Teacher Frank Cooper prepares today's young readers

As a third-grade teacher at John W. Mack Elementary, Frank Cooper believes his vocation is a catalyst for children to think creatively and critically about the future.

"We are uncertain what jobs will be available at the time my current third-grade students will be graduating college," said Cooper, of Los Angeles.


"One thing that we do know is that workers within companies will need to work together to solve complex issues in manufacturing, science and technology," he said. "Instilling the skills to work together respectfully and develop innovative ideas is a major goal."

On April 9, Cooper was among five educators honored during the 2016 "Read On" Teacher Salute Award ceremony at the L.A. Times Festival of Books at the University of Southern California.


As an advocate of reading, Cooper said the recognition "will help me bring leveled books into my classroom to further put 'just right' books into the hands of developing readers."

"I am certain that no two children learn to read the same way," Cooper said.

Leveled books, he explained, is a system that puts interesting books into the hands of a reader — books that are not too easy, and not too difficult for the student's current reading proficiency.

"Spending time with text is the single best way a child learns to read," said Cooper, noting his method is the opposite of a "one size fits all" approach.


"I understand that all children can read but have different abilities," he continued. "To the struggling reader, my goal is to expose that child to books, with guided instruction to get him or her on grade level, through successive steps of leveled books. For students who read at or above grade level, there are more complicated texts to read and comprehension strategies to improve upon. The Teacher's Salute will help me achieve a more literate class to pass onto fourth grade."

Born in Tacoma, Washington, and raised in Hawaii, Cooper graduated from Punahou High School in Honolulu and attended the University of Southern California.

"Education is a second career for me," said Cooper, who worked previously in marketing and communication.

His last private sector job was aboard the Queen Mary in Long Beach as a production manager in the marketing-communications department.

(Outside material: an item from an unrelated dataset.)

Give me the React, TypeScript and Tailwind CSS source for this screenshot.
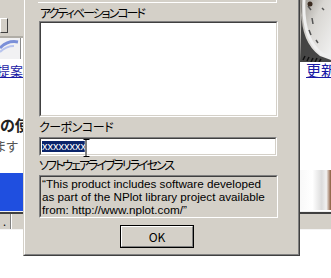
import React from "react";

const jp = "font-['MS_UI_Gothic','Noto_Sans_CJK_JP',sans-serif] [font-feature-settings:'palt']";

function Sunken({ className, inner, children }: { className?: string; inner?: string; children?: React.ReactNode }) {
  return (
    <div className={"border border-t-[#808080] border-l-[#808080] border-r-white border-b-white " + (className || "")}>
      <div className={"h-full border border-t-[#404040] border-l-[#404040] border-r-[#d4d0c8] border-b-[#d4d0c8] " + (inner || "")}>
        {children}
      </div>
    </div>
  );
}

function LeftColumn() {
  return (
    <div className="w-[23px] flex flex-col overflow-hidden">
      <div className="h-[36px] bg-[#d4d0c8] flex flex-col">
        <div className="mt-[18px] h-[15px] w-[8px] border border-t-white border-l-white border-r-[#404040] border-b-[#404040] bg-[#d4d0c8]" />
      </div>
      <div className="h-[2px] bg-[#b0ada6]" />
      <div className="h-[21px] bg-[#eeeeee] flex">
        <svg width="20" height="21" viewBox="0 0 20 21">
          <rect width="20" height="21" fill="#f1f1f3" />
          <path d="M0 10 Q8 2 18 4" stroke="#7a8fd8" strokeWidth="3" fill="none" />
          <path d="M0 14 Q6 8 14 8" stroke="#b8c4ee" strokeWidth="2" fill="none" />
        </svg>
        <div className="w-[1px] bg-[#8a8a8a]" />
        <div className="flex-1 bg-white" />
      </div>
      <div className="h-[3px] bg-white" />
      <div className={"h-[17px] flex justify-end whitespace-nowrap text-[13px] leading-[17px] text-[#1a1aa6] underline " + jp}>
        ご提案
      </div>
      <div className="h-[37px] bg-white" />
      <div className={"h-[18px] flex whitespace-nowrap text-[15px] leading-[18px] font-bold text-[#222] " + jp}>
        の使い
      </div>
      <div className="h-[5px]" />
      <div className={"h-[14px] flex justify-end pr-[5px] whitespace-nowrap text-[13px] leading-[14px] text-[#555] " + jp}>
        できます
      </div>
      <div className="h-[20px]" />
      <div className="h-[38px] bg-[#1f4fe0]" />
      <div className="flex-1 bg-[#e8e8e8]" />
    </div>
  );
}

function RightColumn() {
  return (
    <div className="w-[31px] flex flex-col overflow-hidden">
      <div className="h-[62px]">
        <svg width="31" height="62" viewBox="0 0 31 62">
          <defs>
            <linearGradient id="cg" x1="0" y1="0" x2="1" y2="1">
              <stop offset="0" stopColor="#9a9690" />
              <stop offset="0.4" stopColor="#d8d6d2" />
              <stop offset="1" stopColor="#f4f4f4" />
            </linearGradient>
          </defs>
          <rect width="31" height="62" fill="url(#cg)" />
          <path d="M2 0 Q-2 40 20 56 L31 60 L31 62 L0 62 Z" fill="#2a2a2a" opacity="0.85" />
          <path d="M4 0 Q2 38 22 54 L31 57" stroke="#efefef" strokeWidth="3" fill="none" />
          <path d="M8 6 l3 4 M12 18 l1 6 M9 30 l2 5 M16 40 l2 3 M22 8 l2 2" stroke="#555" strokeWidth="1.5" />
          <circle cx="10" cy="4" r="2.5" fill="#3a2a20" />
          <path d="M3 60 l2 -4 M7 61 l2 -4 M11 62 l2 -4 M15 62 l2 -4 M19 62 l2 -3" stroke="#111" strokeWidth="1.5" />
        </svg>
      </div>
      <div className={"h-[17px] pl-[6px] whitespace-nowrap text-[15px] leading-[16px] text-[#1a1aa6] underline " + jp}>
        更新情報
      </div>
      <div className="h-[91px] bg-white" />
      <div className="h-[40px] bg-[linear-gradient(90deg,#f8f8f8_0%,#ffffff_40%,#dcdcdc_70%,#f2f2f2_85%,#8a5a3a_100%)]" />
      <div className="flex-1 bg-white" />
    </div>
  );
}

function Dialog() {
  return (
    <div className="absolute left-[23px] top-0 w-[277px] h-[256px] border-l border-r border-b border-l-[#d4d0c8] border-r-[#404040] border-b-[#404040] bg-[#d4d0c8]">
      <div className="h-full border-l border-r border-b border-l-white border-r-[#808080] border-b-[#808080] pl-[14px] flex flex-col">
        <div className="h-[3px] w-[239px] -ml-[1px] border-b border-r border-b-white border-r-white" />
        <div className={"mt-[3px] h-[14px] leading-[14px] text-[12px] tracking-[-2px] text-black whitespace-nowrap pl-[1px] " + jp}>
          アクティベーションコード
        </div>
        <Sunken className="mt-[1px] h-[96px] w-[239px]" inner="bg-white" />
        <div className={"mt-[3px] h-[14px] leading-[14px] text-[12px] tracking-[-0.5px] text-black whitespace-nowrap " + jp}>
          クーポンコード
        </div>
        <div className="relative mt-[3px]">
          <Sunken className="h-[19px] w-[238px]" inner="bg-white flex items-center pl-[1px]">
            <span className="inline-block h-[11px] leading-[11px] bg-[#0a246a] text-white text-[11px] font-['Liberation_Sans',sans-serif]">
              xxxxxxxx
            </span>
          </Sunken>
          <svg className="absolute left-[44px] top-[2px]" width="7" height="18" viewBox="0 0 7 18">
            <path d="M0.5 0.5 H3 V17.5 H0.5 M3 0.5 H6.5 M3 17.5 H6.5" stroke="#fff" strokeWidth="2.5" fill="none" />
            <path d="M0.5 0.5 H3 V17.5 H0.5 M3 0.5 H6.5 M3 17.5 H6.5" stroke="#000" strokeWidth="1" fill="none" />
          </svg>
        </div>
        <div className={"mt-[2px] h-[14px] leading-[14px] text-[12px] tracking-[-2px] text-black whitespace-nowrap " + jp}>
          ソフトウェアライブラリライセンス
        </div>
        <Sunken className="mt-[3px] h-[43px] w-[239px]" inner="bg-[#d4d0c8] pl-[1px]">
          <p className="text-[11.7px] leading-[13px] text-black font-['Liberation_Sans',sans-serif] w-[232px]">
            “This product includes software developed as part of the NPlot library project available from: http://www.nplot.com/”
          </p>
        </Sunken>
        <div className="mt-[7px] ml-[81px] w-[74px] h-[23px] border border-black">
          <div className="h-full border border-t-white border-l-white border-r-[#808080] border-b-[#808080] flex items-center justify-center">
            <span className={"text-[12px] leading-[14px] text-black " + jp}>OK</span>
          </div>
        </div>
      </div>
    </div>
  );
}

export default function App() {
  return (
    <div className="relative w-[331px] h-[278px] overflow-hidden bg-white">
      <div className="flex flex-col h-full">
        <div className="flex h-[211px]">
          <LeftColumn />
          <div className="flex-1 bg-white" />
          <RightColumn />
        </div>
        <div className="h-[1px] bg-[#f0f0f0]" />
        <div className="h-[2px] bg-[#404040]" />
        <div className="h-[15px] bg-[#d4d0c8] flex">
          <div className={"w-[10px] text-[11px] leading-[15px] text-black pl-[3px] " + jp}>.</div>
          <div className="w-[1px] bg-[#808080]" />
          <div className="w-[1px] bg-white" />
          <div className="flex-1" />
        </div>
        <div className="h-[1px] bg-[#f4f4f4]" />
        <div className="flex-1 bg-white" />
      </div>
      <Dialog />
    </div>
  );
}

"I was let go from my position and decided to do something different," Cooper remembered. "A retired teacher friend told me about an alternative teacher credential program – the district intern program – through the L.A. Unified School District."

Cooper was given a kindergarten teaching position and attended school one night a week as well as many Saturdays for two years.

"I received my credential and have been teaching ever since," he said. "All of the experiences that I had garnered from my previous work experience have been excellent preparation to work within the field of education."

One defining moment of his career was achieving National Board Certification.


"It ranks up there with the state board tests that doctors and lawyers must pass to practice," said Cooper, who was certified in 2002, and recertified in 2012.

He also takes pride in the fact that when he was hired at John Mack Elementary, he took the position as a dual language speaker.

"As a second-language learner of Spanish, there are times I do not know a word, but the students do," Cooper said. "That's what education is all about for me. We all learn from each other."

Today, he believes his profession is more than a job.

"Just ask my wife," Cooper said. "We'll be on vacation somewhere and I'll get an idea for something and write it down. I am naturally curious about the world in general. This is what I want to share with my students."